More often than not these things occur in arguments and sometimes these arguments reveal how elephantine our memories can be.

“I remember in 1953 when my brother did this to me?” or “When I was growing up my mum forgot to pick me up from school one day?” or “You didn’t send me a birthday card in 1972?” or “Don’t you remember last week when I said hello and you ignored me.”

As funny as these little imaginary comments are, it is amazing how many little, barbed memories most of us carry. I have heard them come out in pastoral visits, in confrontations, in family arguments and out of my own my mouth. I remember a true story told of two elderly sisters who attended the same church one sat at the front and one at the back and they never spoke to one another. They had done so done decades. There had been a dispute between them in the past and they had never reconciled to one another. This was not only sad for their lives but a contradiction of their very presence in church. Yet before we get too critical we need to recall our own behaviours on a personal level and at a denominational level- is not our separation as denominations a contradiction of the reconciliation we are called to live.
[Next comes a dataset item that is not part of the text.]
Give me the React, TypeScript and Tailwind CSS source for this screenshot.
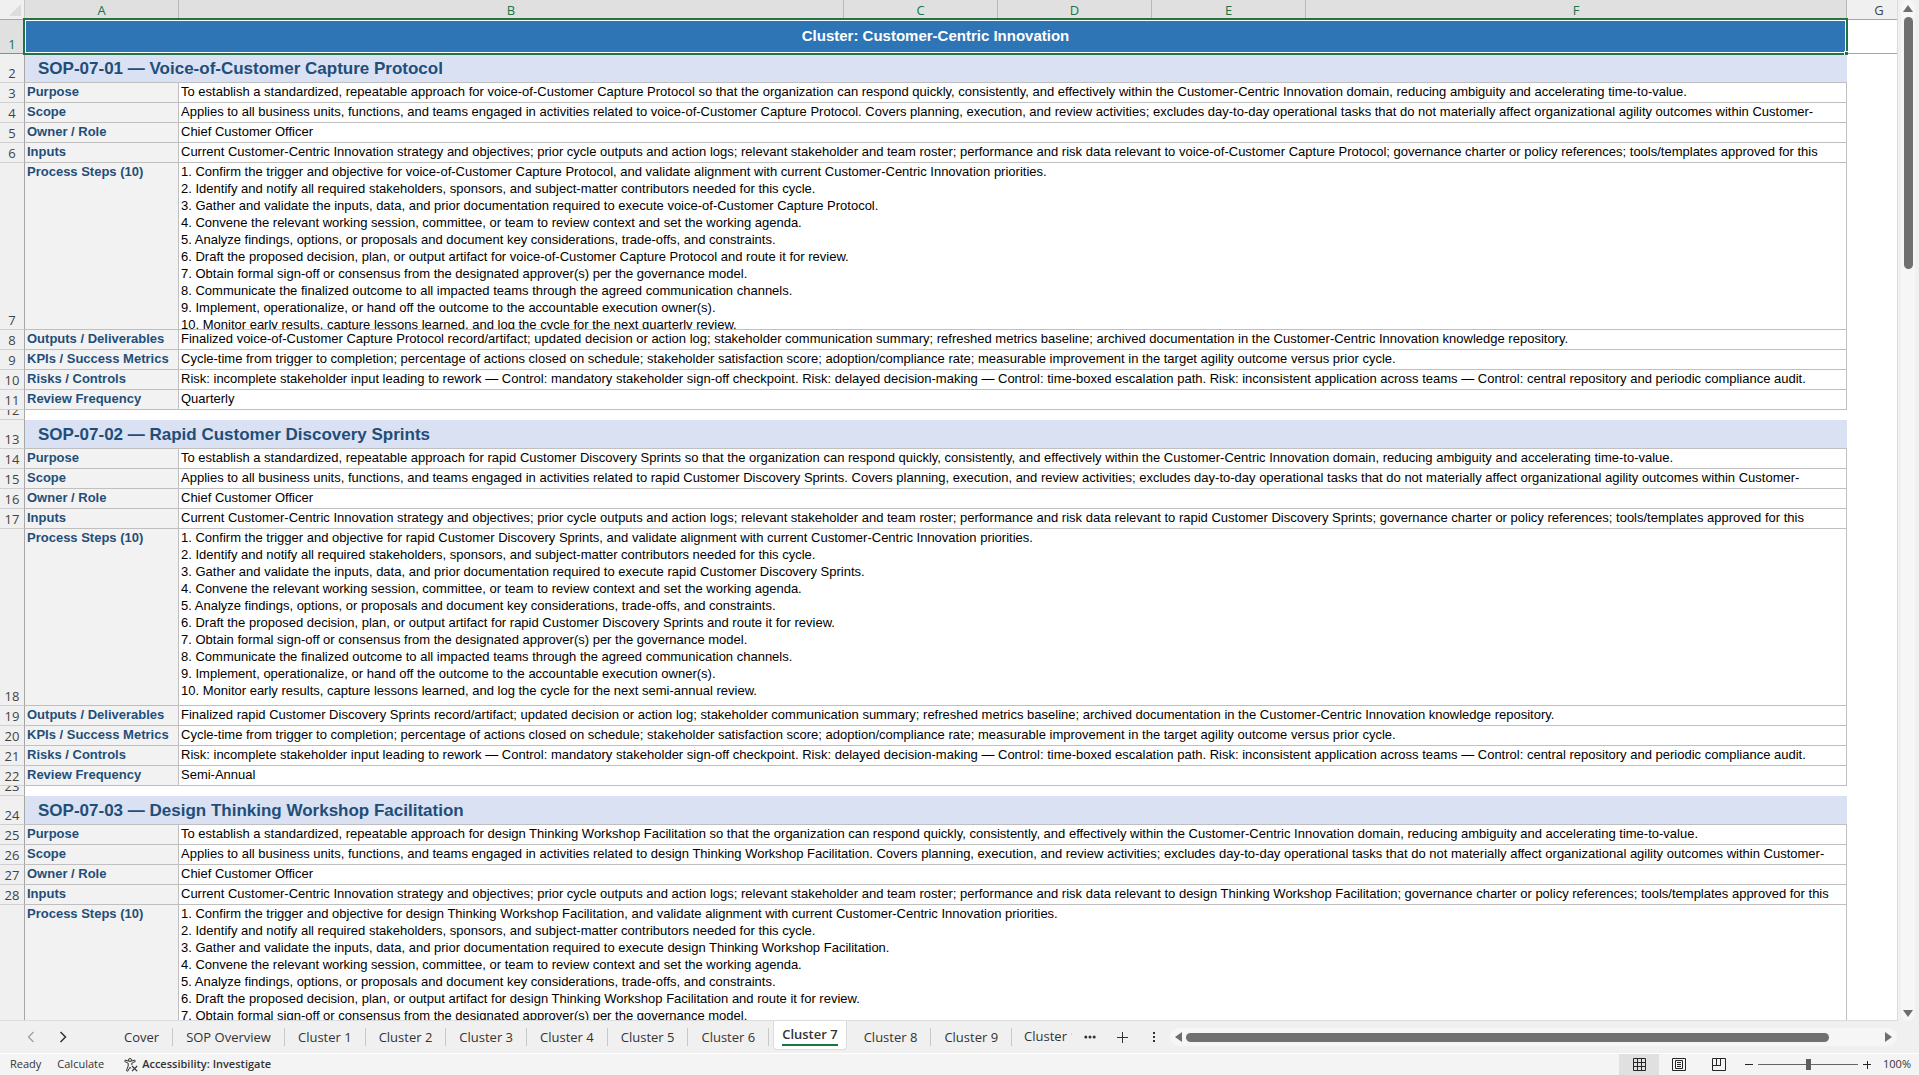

In the context of our human relationships our ability to be a community, to be God’s people, is constantly compromised by the grudges we carry. Our witness to God’s love and forgiveness of us as individuals and as a community is tarnished by our inability to live as forgiving and reconciled people.

The scriptures teach us clearly that is our responsibility to act and seek this reconciliation. As I have already said forgiveness precedes repentance but reconciliation does not occur until that repentance takes place.

So important was this in Jesus’ mind that in Matthew 5 he instructs people “When you are offering a gift at the altar, if you remember that your brother or sister has something against you, leave your gift there before the altar; first go and be reconciled to your brother or sister.”

There is urgency in this – seek the reconciliation, forgive and be forgiven. This is captured in the Lord’s Prayer when we pray; forgive us our sins as we forgive those who sin against us. In saying this we condition God’s forgiveness of us on our ability to forgive others.

The reality of our imperfect human lives is that in this matter we are imperfect and an integral part of our weekly worship and no doubt our daily prayers is not simply the request that God forgives us but that we might be empowered to accept that forgiveness and live out the mercy and grace we have experienced by forgiving others.

This can be represented for us most poignantly when we share in communion. The institution of the sacrament by Paul includes the words “For I received from the Lord what I also delivered to you”. Many ministers enact this as they receive the bread and wine before the congregation and then share it with others. But this is what should shape our whole life as Christians we receive God’s forgiveness and so should pass it on to others.

Ultimately if we believe in God, if we believe that God is the God revealed by Jesus Christ then living in the midst of our difference and difficulties as a forgiving community is important. It reflects our witness to the truth that we believe “If we live, we live to the Lord. If we die, we die to the Lord. So whether we live or we die we are the Lord’s.”

As you consider God’s grace and mercy to you in the silence this day may God reveal to you those in your hearts that you are still to be reconciled with and ask for the strength to seek that reconciliation whether that means accepting your own faults or forgiving another for theirs.